Exercise brief:
Below is some material; set it all down exactly, apart from the pictures.
###
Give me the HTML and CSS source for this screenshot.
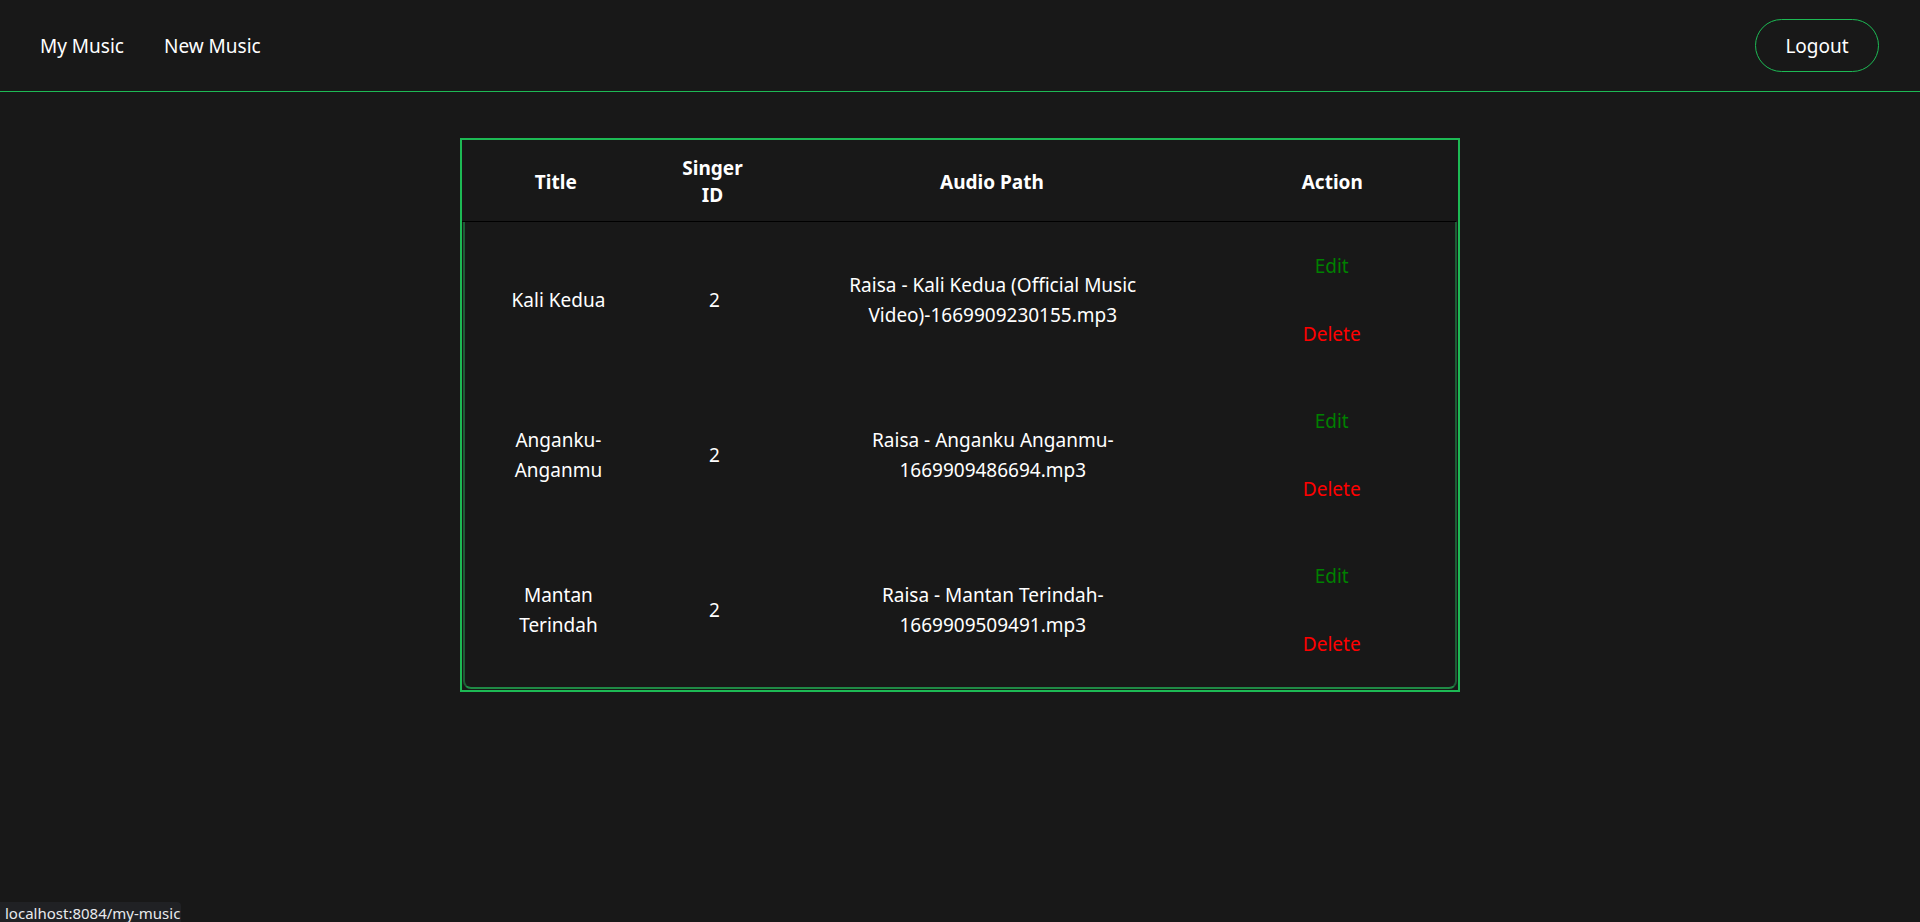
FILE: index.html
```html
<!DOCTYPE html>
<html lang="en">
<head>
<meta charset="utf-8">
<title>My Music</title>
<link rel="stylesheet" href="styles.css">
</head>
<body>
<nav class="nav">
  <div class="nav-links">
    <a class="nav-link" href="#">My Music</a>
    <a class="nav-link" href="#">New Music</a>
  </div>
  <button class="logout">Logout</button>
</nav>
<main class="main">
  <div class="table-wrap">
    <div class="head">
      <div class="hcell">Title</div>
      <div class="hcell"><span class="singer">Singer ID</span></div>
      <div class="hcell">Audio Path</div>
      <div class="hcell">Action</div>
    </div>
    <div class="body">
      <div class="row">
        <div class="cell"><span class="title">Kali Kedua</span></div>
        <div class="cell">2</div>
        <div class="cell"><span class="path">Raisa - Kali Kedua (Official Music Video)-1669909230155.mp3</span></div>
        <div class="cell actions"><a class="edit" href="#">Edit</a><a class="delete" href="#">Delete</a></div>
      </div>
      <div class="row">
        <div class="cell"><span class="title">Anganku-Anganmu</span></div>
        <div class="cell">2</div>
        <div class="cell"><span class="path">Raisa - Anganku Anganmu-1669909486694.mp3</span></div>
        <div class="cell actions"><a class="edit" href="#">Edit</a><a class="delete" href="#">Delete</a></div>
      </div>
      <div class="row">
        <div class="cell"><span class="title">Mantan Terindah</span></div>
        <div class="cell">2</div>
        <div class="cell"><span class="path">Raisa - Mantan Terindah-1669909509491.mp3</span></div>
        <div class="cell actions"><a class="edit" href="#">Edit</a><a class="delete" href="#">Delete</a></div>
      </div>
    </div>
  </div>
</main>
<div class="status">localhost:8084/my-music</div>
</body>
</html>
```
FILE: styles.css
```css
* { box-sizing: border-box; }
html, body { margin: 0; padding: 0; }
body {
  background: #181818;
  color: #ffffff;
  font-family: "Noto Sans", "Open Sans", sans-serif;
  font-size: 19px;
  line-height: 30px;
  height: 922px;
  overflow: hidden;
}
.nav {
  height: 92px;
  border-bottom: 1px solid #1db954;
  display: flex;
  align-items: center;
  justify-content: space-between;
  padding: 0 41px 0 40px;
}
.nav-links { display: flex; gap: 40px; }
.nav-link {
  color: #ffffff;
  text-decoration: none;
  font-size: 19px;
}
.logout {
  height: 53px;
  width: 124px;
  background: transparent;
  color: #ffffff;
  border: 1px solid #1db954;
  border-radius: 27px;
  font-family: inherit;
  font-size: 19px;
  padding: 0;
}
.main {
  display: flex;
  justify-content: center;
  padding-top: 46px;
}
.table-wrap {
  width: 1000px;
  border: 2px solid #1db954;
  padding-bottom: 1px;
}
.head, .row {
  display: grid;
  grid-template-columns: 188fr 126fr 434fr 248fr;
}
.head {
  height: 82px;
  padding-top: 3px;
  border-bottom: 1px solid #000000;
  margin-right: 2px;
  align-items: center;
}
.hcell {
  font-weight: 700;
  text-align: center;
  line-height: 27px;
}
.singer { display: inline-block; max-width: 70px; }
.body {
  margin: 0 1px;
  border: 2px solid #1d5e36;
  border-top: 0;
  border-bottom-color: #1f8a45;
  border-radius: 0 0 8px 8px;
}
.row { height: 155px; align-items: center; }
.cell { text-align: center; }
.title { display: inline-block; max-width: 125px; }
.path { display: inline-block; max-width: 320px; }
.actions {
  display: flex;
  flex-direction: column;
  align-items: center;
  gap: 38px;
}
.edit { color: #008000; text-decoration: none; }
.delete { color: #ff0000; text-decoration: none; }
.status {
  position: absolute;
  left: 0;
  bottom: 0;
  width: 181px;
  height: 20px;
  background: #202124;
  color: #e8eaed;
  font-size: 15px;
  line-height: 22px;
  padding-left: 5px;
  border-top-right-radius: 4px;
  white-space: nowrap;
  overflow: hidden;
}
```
###
Solution:
Give me the HTML and CSS source for this screenshot.
FILE: index.html
```html
<!DOCTYPE html>
<html lang="en">
<head>
<meta charset="utf-8">
<title>My Music</title>
<link rel="stylesheet" href="styles.css">
</head>
<body>
<nav class="nav">
  <div class="nav-links">
    <a class="nav-link" href="#">My Music</a>
    <a class="nav-link" href="#">New Music</a>
  </div>
  <button class="logout">Logout</button>
</nav>
<main class="main">
  <div class="table-wrap">
    <div class="head">
      <div class="hcell">Title</div>
      <div class="hcell"><span class="singer">Singer ID</span></div>
      <div class="hcell">Audio Path</div>
      <div class="hcell">Action</div>
    </div>
    <div class="body">
      <div class="row">
        <div class="cell"><span class="title">Kali Kedua</span></div>
        <div class="cell">2</div>
        <div class="cell"><span class="path">Raisa - Kali Kedua (Official Music Video)-1669909230155.mp3</span></div>
        <div class="cell actions"><a class="edit" href="#">Edit</a><a class="delete" href="#">Delete</a></div>
      </div>
      <div class="row">
        <div class="cell"><span class="title">Anganku-Anganmu</span></div>
        <div class="cell">2</div>
        <div class="cell"><span class="path">Raisa - Anganku Anganmu-1669909486694.mp3</span></div>
        <div class="cell actions"><a class="edit" href="#">Edit</a><a class="delete" href="#">Delete</a></div>
      </div>
      <div class="row">
        <div class="cell"><span class="title">Mantan Terindah</span></div>
        <div class="cell">2</div>
        <div class="cell"><span class="path">Raisa - Mantan Terindah-1669909509491.mp3</span></div>
        <div class="cell actions"><a class="edit" href="#">Edit</a><a class="delete" href="#">Delete</a></div>
      </div>
    </div>
  </div>
</main>
<div class="status">localhost:8084/my-music</div>
</body>
</html>
```
FILE: styles.css
```css
* { box-sizing: border-box; }
html, body { margin: 0; padding: 0; }
body {
  background: #181818;
  color: #ffffff;
  font-family: "Noto Sans", "Open Sans", sans-serif;
  font-size: 19px;
  line-height: 30px;
  height: 922px;
  overflow: hidden;
}
.nav {
  height: 92px;
  border-bottom: 1px solid #1db954;
  display: flex;
  align-items: center;
  justify-content: space-between;
  padding: 0 41px 0 40px;
}
.nav-links { display: flex; gap: 40px; }
.nav-link {
  color: #ffffff;
  text-decoration: none;
  font-size: 19px;
}
.logout {
  height: 53px;
  width: 124px;
  background: transparent;
  color: #ffffff;
  border: 1px solid #1db954;
  border-radius: 27px;
  font-family: inherit;
  font-size: 19px;
  padding: 0;
}
.main {
  display: flex;
  justify-content: center;
  padding-top: 46px;
}
.table-wrap {
  width: 1000px;
  border: 2px solid #1db954;
  padding-bottom: 1px;
}
.head, .row {
  display: grid;
  grid-template-columns: 188fr 126fr 434fr 248fr;
}
.head {
  height: 82px;
  padding-top: 3px;
  border-bottom: 1px solid #000000;
  margin-right: 2px;
  align-items: center;
}
.hcell {
  font-weight: 700;
  text-align: center;
  line-height: 27px;
}
.singer { display: inline-block; max-width: 70px; }
.body {
  margin: 0 1px;
  border: 2px solid #1d5e36;
  border-top: 0;
  border-bottom-color: #1f8a45;
  border-radius: 0 0 8px 8px;
}
.row { height: 155px; align-items: center; }
.cell { text-align: center; }
.title { display: inline-block; max-width: 125px; }
.path { display: inline-block; max-width: 320px; }
.actions {
  display: flex;
  flex-direction: column;
  align-items: center;
  gap: 38px;
}
.edit { color: #008000; text-decoration: none; }
.delete { color: #ff0000; text-decoration: none; }
.status {
  position: absolute;
  left: 0;
  bottom: 0;
  width: 181px;
  height: 20px;
  background: #202124;
  color: #e8eaed;
  font-size: 15px;
  line-height: 22px;
  padding-left: 5px;
  border-top-right-radius: 4px;
  white-space: nowrap;
  overflow: hidden;
}
```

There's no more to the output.